Show that if the projection of a set is negligible, then the set is negligible as well

Question

I'd like a hint in the right direction, im drawing a complete blank.

let $E \subset \mathbb R^2$. We'll define the projection of $E$ unto the $x$ axis as:

$P_x(E)=\{x| \exists y \in \mathbb R s.t (x,y) \in E\}$

Show that if $P_x(E)$ is a negligible set in $\mathbb R$, then $E$ is a negligible set in $\mathbb R^2$. Is the opposite direction true as well?
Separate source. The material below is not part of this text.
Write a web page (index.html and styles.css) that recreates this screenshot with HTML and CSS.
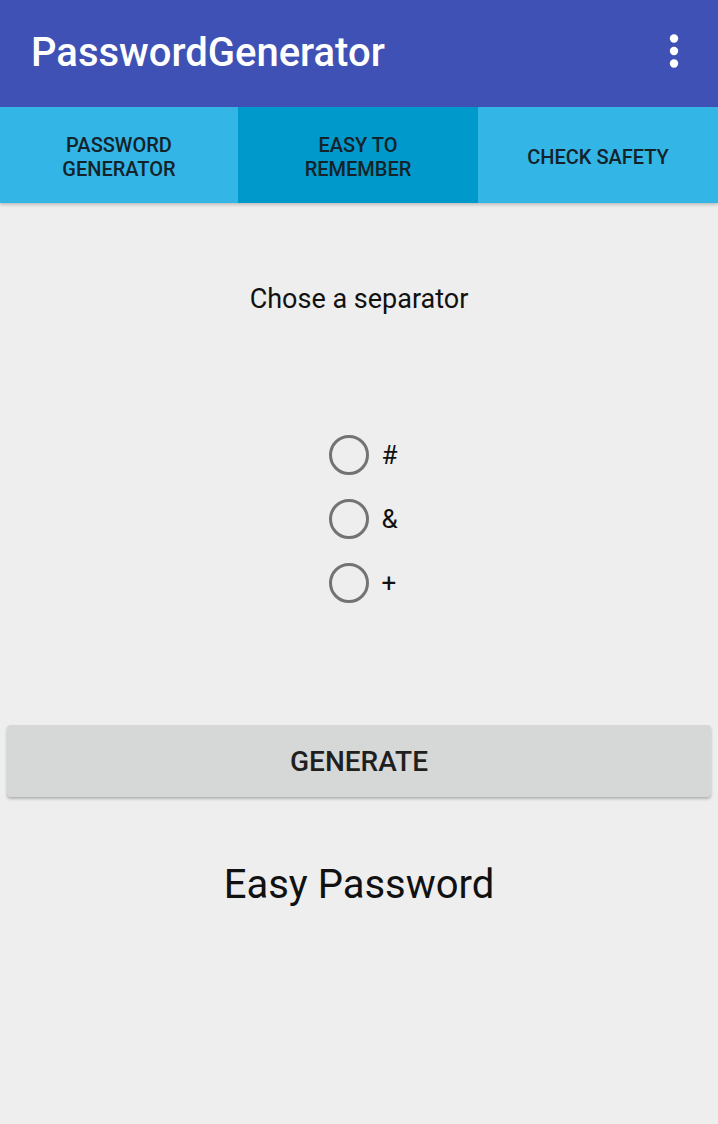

By negligible I mean that the jordan measure is zero. meaning for any $\epsilon >0$ I can cover the set with $\aleph_0$ many open intervals and the sum of the lengths of the intervals is less than $\epsilon$

Could anyone point me in the right direction?

Answer 1

If $E$ is negligible, it is not necessarily the case that $P_x(E)$ is negligible. Consider the line $y = 1$, which is negligible in $\mathbb{R}^2$ but its projection to the $x$ axis is the entire real line.

On the other hand, if $P_x(E)$ is negligible, you can prove $E$ is negligible. I'll prove the following statement: If $E_0 \subset \mathbb{R}$ is negligible, then the 'extension' $E_0 \times \mathbb{R} \subset \mathbb{R}^2$ is also negligible. Since for any $E \subset \mathbb{R}^2$ we have $E \subset P_x(E) \times \mathbb{R}$, this will imply the original statement.

So: assume $E_0 \subset \mathbb{R}$ is negligible. Pick $\varepsilon > 0$. The trick goes like this: We can cover $\mathbb{R}$ using countably many open intervals $I_1, I_2, ...$ each having length $1$. For example, we can take $I_{2n + 1} = (-\frac{n}{2},-\frac{n}{2} + 1)$ and $I_{2n} = (\frac{n}{2},\frac{n}{2} + 1)$, but it doesn't really matter. Now, for each integer $n$, we can cover $E_0$ with intervals $J_{n,1}, J_{n,2}, ...$ whose total length is less than $\varepsilon 2^{-n}$. Now my claim is that the boxes $J_{n,k} \times I_n$ cover all of $E_0 \times \mathbb{R}$, and their total area is less than $\varepsilon$. The fact that they cover $E_0 \times \mathbb{R}$ is easy: If $(x,y) \in E_0 \times \mathbb{R}$ there is some $I_n$ containing $y$, and for that $n$ there is some $k$ such that $J_{n,k}$ contains $x$, so $(x,y) \in J_{n,k} \times I_n$. As for the total area:

$$\sum_{n = 1}^{\infty}\sum_{k = 1}^{\infty} A(J_{n,k} \times I_n) = \sum_{n = 1}^{\infty}\sum_{k = 1}^{\infty}L(J_{n,k}) < \sum_{n = 1}^{\infty}\varepsilon 2^{-n} = \varepsilon$$

Answer 2

I think there might be a problem with this question. I would very much appreciate someone to review this answer.

I gave it a good thought and I came up with this example, let's suppose that $E$ is the straight line $x=1$. It is not negligible. it's isometric to the entire real line.

But in this case, $P_x(E)=\{1\}$ a finite set, it is negligible. So I dont think what they ask to prove is correct.

Answer 3

I'll use your definition of negligible. If $\varepsilon>0$, then choose open covers $\{(a_k,b_k)\}_k$ and respectively $\{(c_k,d_k)\}_k$ for $P_i(A)$ $i=1,2$. That means A can be covered by $\{(a_k,b_k)\times (c_k,d_k)\}_k$. Therefore $$\mu(A)\leq\sum\mu((a_k,b_k))\mu((c_k,d_k))\leq \varepsilon\sum\mu((a_k,b_k))\leq \varepsilon^2$$ where $\varepsilon>0$ was arbitrarily and $\mu$ is your 'measure' (Lebesgue, Jordan?). Since this argument works both for finite as for countable covers, you may use Lebesgue or Jordan zero sets.